Rudolph Spielmann's book is a fascinating insight into the thinking that inspires successful attacking play. Spielmann, an Austrian master, was considered of the most ferocious attackers of his days in the 1920's. His style of play is strikingly similar to the celebrated Mikhail Tal. If Alexei Shirov is today considered the descendant of Tal, then Spielmann should be considered his forerunner. Spielmann's philosophy was total distain of material in pursuit of the greater goal of mating the king. His book gives numerous examples of his play and would recommend this book to anyone who loves Tal. The book contains complete games played by Spielmann against some of the leading players of his time and is grouped into thematic chapters. The only slight drawback is the book is in the descriptive notation but this a small price to pay for this frank and personal insight into the mind of an attacking genius.
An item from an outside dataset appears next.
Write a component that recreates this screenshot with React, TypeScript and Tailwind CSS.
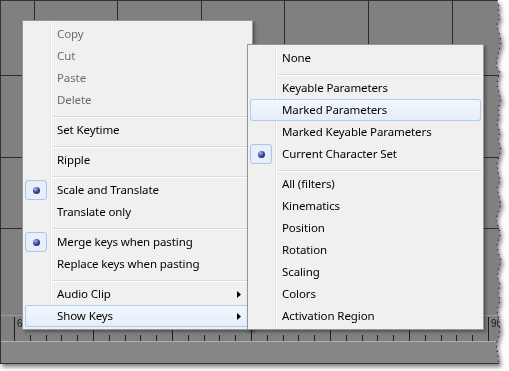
import React from 'react'

type Entry =
  | { sep: true }
  | { sep?: false; label: string; disabled?: boolean; checked?: boolean; arrow?: boolean; active?: boolean }

const mainItems: Entry[] = [
  { label: 'Copy', disabled: true },
  { label: 'Cut', disabled: true },
  { label: 'Paste', disabled: true },
  { label: 'Delete', disabled: true },
  { sep: true },
  { label: 'Set Keytime' },
  { sep: true },
  { label: 'Ripple' },
  { sep: true },
  { label: 'Scale and Translate', checked: true },
  { label: 'Translate only' },
  { sep: true },
  { label: 'Merge keys when pasting', checked: true },
  { label: 'Replace keys when pasting' },
  { sep: true },
  { label: 'Audio Clip', arrow: true },
  { label: 'Show Keys', arrow: true, active: true },
]

const subItems: Entry[] = [
  { label: 'None' },
  { sep: true },
  { label: 'Keyable Parameters' },
  { label: 'Marked Parameters', active: true },
  { label: 'Marked Keyable Parameters' },
  { label: 'Current Character Set', checked: true },
  { sep: true },
  { label: 'All (filters)' },
  { label: 'Kinematics' },
  { label: 'Position' },
  { label: 'Rotation' },
  { label: 'Scaling' },
  { label: 'Colors' },
  { label: 'Activation Region' },
]

const edge =
  '497,0 499,6 498,12 500,18 497,24 498,30 500,36 501,44 499,50 497,58 496,66 500,72 498,78 497,84 499,92 501,100 498,108 499,116 497,124 500,132 498,140 501,148 499,156 497,164 498,172 500,180 497,188 499,196 501,204 498,212 496,220 499,228 500,236 497,244 498,252 501,260 499,268 497,276 500,284 498,292 500,300 497,310 499,320 500,330 496,345 498,355 499,364'

const Menu = ({ items }: { items: Entry[] }) => (
  <div className="border border-[#979797] bg-[linear-gradient(to_right,#f0f0f0_27px,#e2e3e3_27px,#e2e3e3_28px,#ffffff_28px,#ffffff_29px,#f0f0f0_29px)] p-[2px] shadow-[2px_2px_3px_rgba(0,0,0,0.35)]">
    {items.map((it, i) =>
      it.sep ? (
        <div key={i} className="h-[8px] pt-[5px] pl-[27px]">
          <div className="h-[2px] border-t border-[#dadbdb] border-b border-b-white"></div>
        </div>
      ) : (
        <div
          key={i}
          className={
            it.active
              ? 'flex h-[22px] items-center rounded-[3px] bg-gradient-to-b from-[#f3f7fd] to-[#e5edf9] ring-1 ring-inset ring-[#aecbf0]'
              : 'flex h-[22px] items-center'
          }
        >
          <div
            className={
              it.checked
                ? 'flex h-[20px] w-[22px] items-center justify-center rounded-[3px] border border-[#a9c5ec] bg-[#e8eff9]'
                : 'h-[20px] w-[22px]'
            }
          >
            {it.checked && (
              <div className="h-[7px] w-[7px] rounded-full bg-[radial-gradient(circle_at_35%_30%,#b4b7e8_0%,#3c409c_50%,#1d2068_100%)]"></div>
            )}
          </div>
          <span className={it.disabled ? 'ml-[10px] flex-1 text-[#6d6d6d]' : 'ml-[10px] flex-1 text-black'}>{it.label}</span>
          {it.arrow && (
            <svg width="4" height="7" viewBox="0 0 4 7" className="mr-[9px]">
              <path d="M0 0 L4 3.5 L0 7 Z" fill="#000" />
            </svg>
          )}
        </div>
      )
    )}
  </div>
)

const majors = [14, 93, 172, 251, 330, 409, 488]

export default function App() {
  return (
    <div className="relative h-[371px] w-[509px] overflow-hidden bg-white [font-family:'Noto_Sans',sans-serif] text-[11.5px] leading-none tracking-[-0.1px]">
      <div className="relative h-[364px] w-[502px] drop-shadow-[2px_3px_2px_rgba(0,0,0,0.5)]">
        <div className="relative flex h-[364px] w-[502px] flex-col border-t border-l border-b border-[#333333] bg-[#808080] [clip-path:polygon(0_0,497px_0,499px_6px,498px_12px,500px_18px,497px_24px,498px_30px,500px_36px,501px_44px,499px_50px,497px_58px,496px_66px,500px_72px,498px_78px,497px_84px,499px_92px,501px_100px,498px_108px,499px_116px,497px_124px,500px_132px,498px_140px,501px_148px,499px_156px,497px_164px,498px_172px,500px_180px,497px_188px,499px_196px,501px_204px,498px_212px,496px_220px,499px_228px,500px_236px,497px_244px,498px_252px,501px_260px,499px_268px,497px_276px,500px_284px,498px_292px,500px_300px,497px_310px,499px_320px,500px_330px,496px_345px,498px_355px,499px_364px,0_364px)]">
          {/* graph canvas */}
          <div className="relative h-[314px]">
            <svg width="502" height="314" className="absolute left-0 top-0">
              {[33, 116, 200, 283, 367, 451].map((x) => (
                <line key={x} x1={x + 0.5} y1="0" x2={x + 0.5} y2="314" stroke="#2b2b2b" />
              ))}
              {[74, 156, 227].map((y) => (
                <line key={y} x1="0" y1={y + 0.5} x2="502" y2={y + 0.5} stroke="#2b2b2b" />
              ))}
            </svg>
          </div>
          {/* ruler */}
          <div className="h-[26px] border-t border-[#9c9c9c] bg-[#808080]">
            <svg width="502" height="25">
              {majors.map((x) => (
                <g key={x}>
                  <line x1={x - 0.5} y1="1" x2={x - 0.5} y2="25" stroke="#1e1e1e" />
                  {[1, 2, 3, 4].map((k) => (
                    <line key={k} x1={Math.round(x + k * 15.8) - 0.5} y1="19" x2={Math.round(x + k * 15.8) - 0.5} y2="25" stroke="#1e1e1e" />
                  ))}
                </g>
              ))}
              <text x="16" y="11" fontSize="10" fill="#1a1a1a" fontFamily="Liberation Sans, sans-serif">60</text>
              <text x="490" y="11" fontSize="10" fill="#1a1a1a" fontFamily="Liberation Sans, sans-serif">90</text>
            </svg>
          </div>
          <div className="flex-1 border-t border-[#b0b0b0] bg-[#878787]"></div>

          <div className="absolute left-[21px] top-[19px] w-[231px]">
            <Menu items={mainItems} />
          </div>
          <div className="absolute left-[246px] top-[43px] w-[237px]">
            <Menu items={subItems} />
          </div>
        </div>
        <svg width="509" height="364" className="absolute left-0 top-0">
          <polyline points={edge} fill="none" stroke="#000" strokeWidth="1" strokeDasharray="1 4" />
        </svg>
      </div>
    </div>
  )
}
Your most typical types of Sacrifices will be found in this book
This is a classic! Speilmann presents numerous sacrifices by theme and gives agreat examples. This book has stood the test of time and is still worthwhile to get. Perfect books to compliment this are "Art of Attack in Chess" and "Winning Chess Traps: Tactics in the Opening". All three of these books will give you exactly what you need to be fully covered when it comes to fully understanding everything to do with Attacking Chess and Sacrificing!
A must read
Spielmann was a great combinative player from the first half of the 20th century. He played against Capablanca, Alekhine, Lasker, Tarrasch, Rubinstein etc. In this fabulous book he explains the foundation of combinative play: deep positional understanding, and not necessarily calculation power. In practical play it is most of the times not possible to calculate all the ramifications of a "real sacrifice" (this is Spielmann's therminology for those sacrifices which do not yield an immediate check mate or recovery of the material sacrificed). In such cases the sacrifice is based on positional understanding, not calculation power. Tal used to play like this; Shirov comes to mind as another example. A classic book. For this price do not think twice: buy it!